> **WHAT TO DO**:
Do not include the pictures; repeat the rest of the data exactly.

> **GIVEN INFORMATION**:
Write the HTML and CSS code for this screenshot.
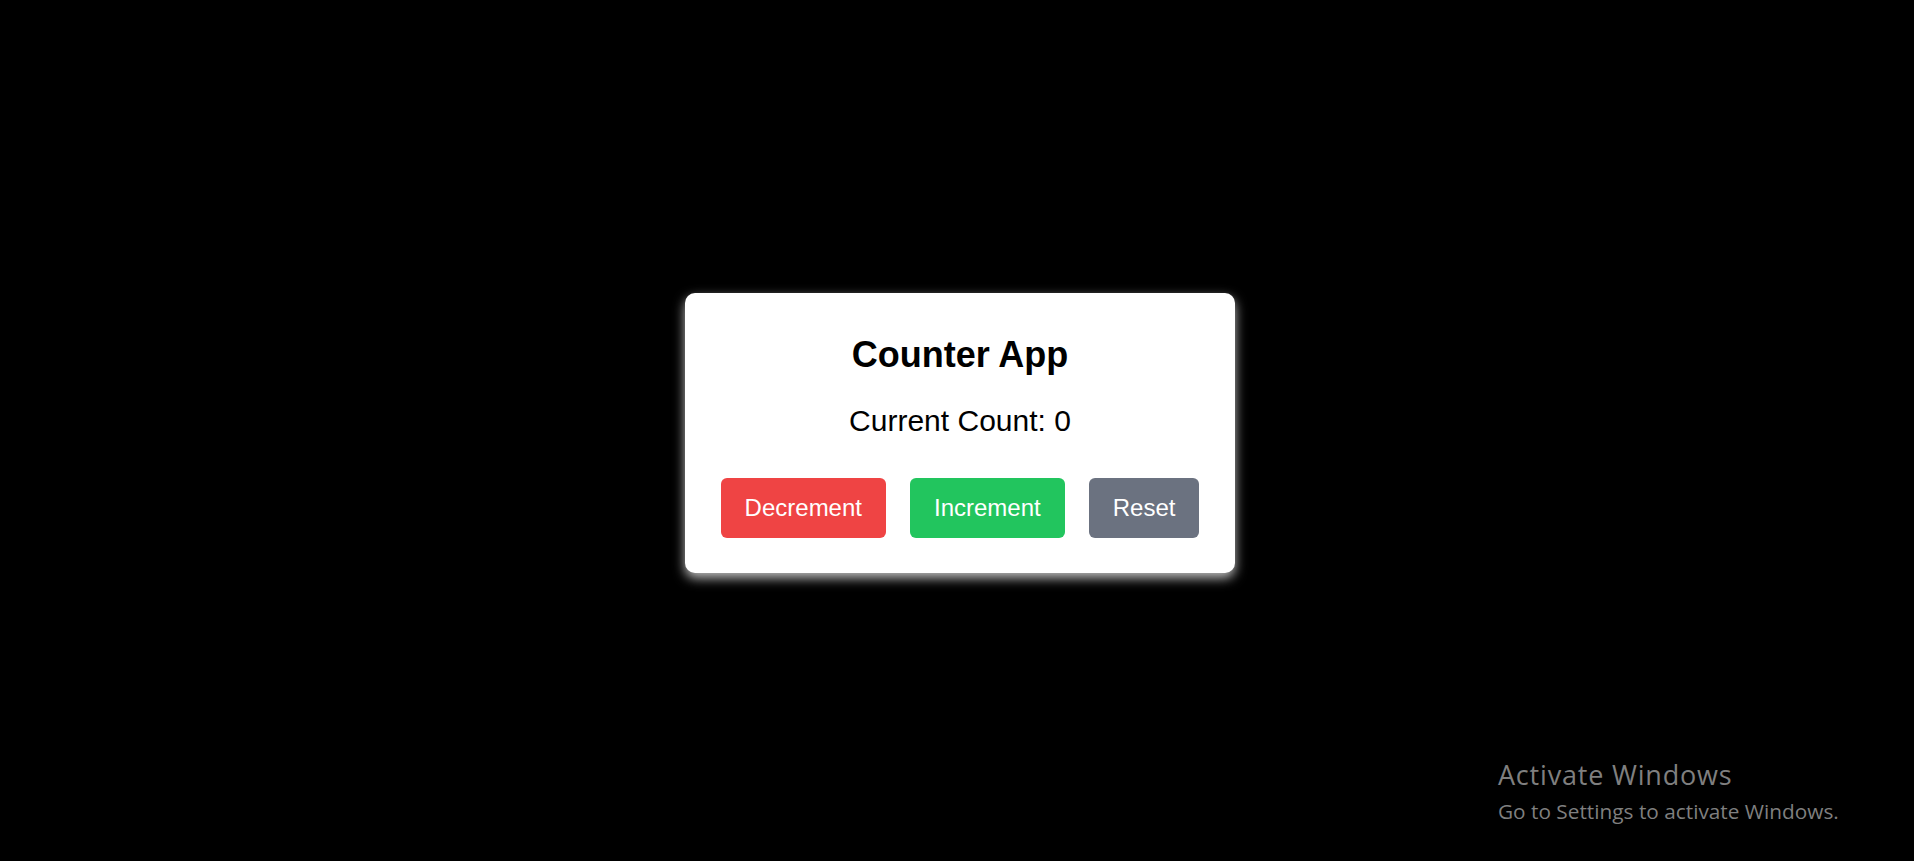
FILE: index.html
```html
<!DOCTYPE html>
<html lang="en">
<head>
<meta charset="utf-8">
<title>Counter App</title>
<link rel="stylesheet" href="styles.css">
</head>
<body>
  <main class="stage">
    <section class="card">
      <h1 class="title">Counter App</h1>
      <p class="count">Current Count: 0</p>
      <div class="actions">
        <button class="btn btn-dec" type="button">Decrement</button>
        <button class="btn btn-inc" type="button">Increment</button>
        <button class="btn btn-reset" type="button">Reset</button>
      </div>
    </section>
  </main>
  <div class="watermark">
    <div class="wm-title">Activate Windows</div>
    <div class="wm-sub">Go to Settings to activate Windows.</div>
  </div>
</body>
</html>
```
FILE: styles.css
```css
html, body {
  margin: 0;
  padding: 0;
  height: 100%;
  background: #000;
}

body {
  font-family: "Liberation Sans", Arial, sans-serif;
  overflow: hidden;
}

.stage {
  height: 100%;
  box-sizing: border-box;
  padding: 5px 0 0 6px;
  display: flex;
  align-items: center;
  justify-content: center;
}

.card {
  width: 550px;
  box-sizing: border-box;
  background: #fff;
  border-radius: 10px;
  padding: 41px 36px 35px;
  text-align: center;
  box-shadow: 0 5px 12px rgba(255, 255, 255, 0.75);
}

.title {
  margin: 0 0 29px;
  font-size: 36px;
  font-weight: 700;
  line-height: 41px;
  color: #000;
}

.count {
  margin: 0 0 40px;
  font-size: 30px;
  line-height: 34px;
  color: #000;
}

.actions {
  display: flex;
  justify-content: center;
  gap: 24px;
}

.btn {
  font-family: "Liberation Sans", Arial, sans-serif;
  font-size: 24px;
  line-height: 28px;
  padding: 16px 24px;
  border: 0;
  border-radius: 6px;
  color: #fff;
  cursor: pointer;
}

.btn-dec { background: #ef4444; }
.btn-inc { background: #22c55e; }
.btn-reset { background: #6b7280; }

.watermark {
  position: absolute;
  left: 1498px;
  top: 757px;
  color: #7f7f7f;
  font-family: "Open Sans", "Noto Sans", sans-serif;
}

.wm-title {
  font-size: 27px;
  line-height: 36px;
  letter-spacing: 0.8px;
}

.wm-sub {
  font-size: 20.8px;
  line-height: 36px;
}
```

> **SOLUTION FOR THIS PROBLEM**:
Write the HTML and CSS code for this screenshot.
FILE: index.html
```html
<!DOCTYPE html>
<html lang="en">
<head>
<meta charset="utf-8">
<title>Counter App</title>
<link rel="stylesheet" href="styles.css">
</head>
<body>
  <main class="stage">
    <section class="card">
      <h1 class="title">Counter App</h1>
      <p class="count">Current Count: 0</p>
      <div class="actions">
        <button class="btn btn-dec" type="button">Decrement</button>
        <button class="btn btn-inc" type="button">Increment</button>
        <button class="btn btn-reset" type="button">Reset</button>
      </div>
    </section>
  </main>
  <div class="watermark">
    <div class="wm-title">Activate Windows</div>
    <div class="wm-sub">Go to Settings to activate Windows.</div>
  </div>
</body>
</html>
```
FILE: styles.css
```css
html, body {
  margin: 0;
  padding: 0;
  height: 100%;
  background: #000;
}

body {
  font-family: "Liberation Sans", Arial, sans-serif;
  overflow: hidden;
}

.stage {
  height: 100%;
  box-sizing: border-box;
  padding: 5px 0 0 6px;
  display: flex;
  align-items: center;
  justify-content: center;
}

.card {
  width: 550px;
  box-sizing: border-box;
  background: #fff;
  border-radius: 10px;
  padding: 41px 36px 35px;
  text-align: center;
  box-shadow: 0 5px 12px rgba(255, 255, 255, 0.75);
}

.title {
  margin: 0 0 29px;
  font-size: 36px;
  font-weight: 700;
  line-height: 41px;
  color: #000;
}

.count {
  margin: 0 0 40px;
  font-size: 30px;
  line-height: 34px;
  color: #000;
}

.actions {
  display: flex;
  justify-content: center;
  gap: 24px;
}

.btn {
  font-family: "Liberation Sans", Arial, sans-serif;
  font-size: 24px;
  line-height: 28px;
  padding: 16px 24px;
  border: 0;
  border-radius: 6px;
  color: #fff;
  cursor: pointer;
}

.btn-dec { background: #ef4444; }
.btn-inc { background: #22c55e; }
.btn-reset { background: #6b7280; }

.watermark {
  position: absolute;
  left: 1498px;
  top: 757px;
  color: #7f7f7f;
  font-family: "Open Sans", "Noto Sans", sans-serif;
}

.wm-title {
  font-size: 27px;
  line-height: 36px;
  letter-spacing: 0.8px;
}

.wm-sub {
  font-size: 20.8px;
  line-height: 36px;
}
```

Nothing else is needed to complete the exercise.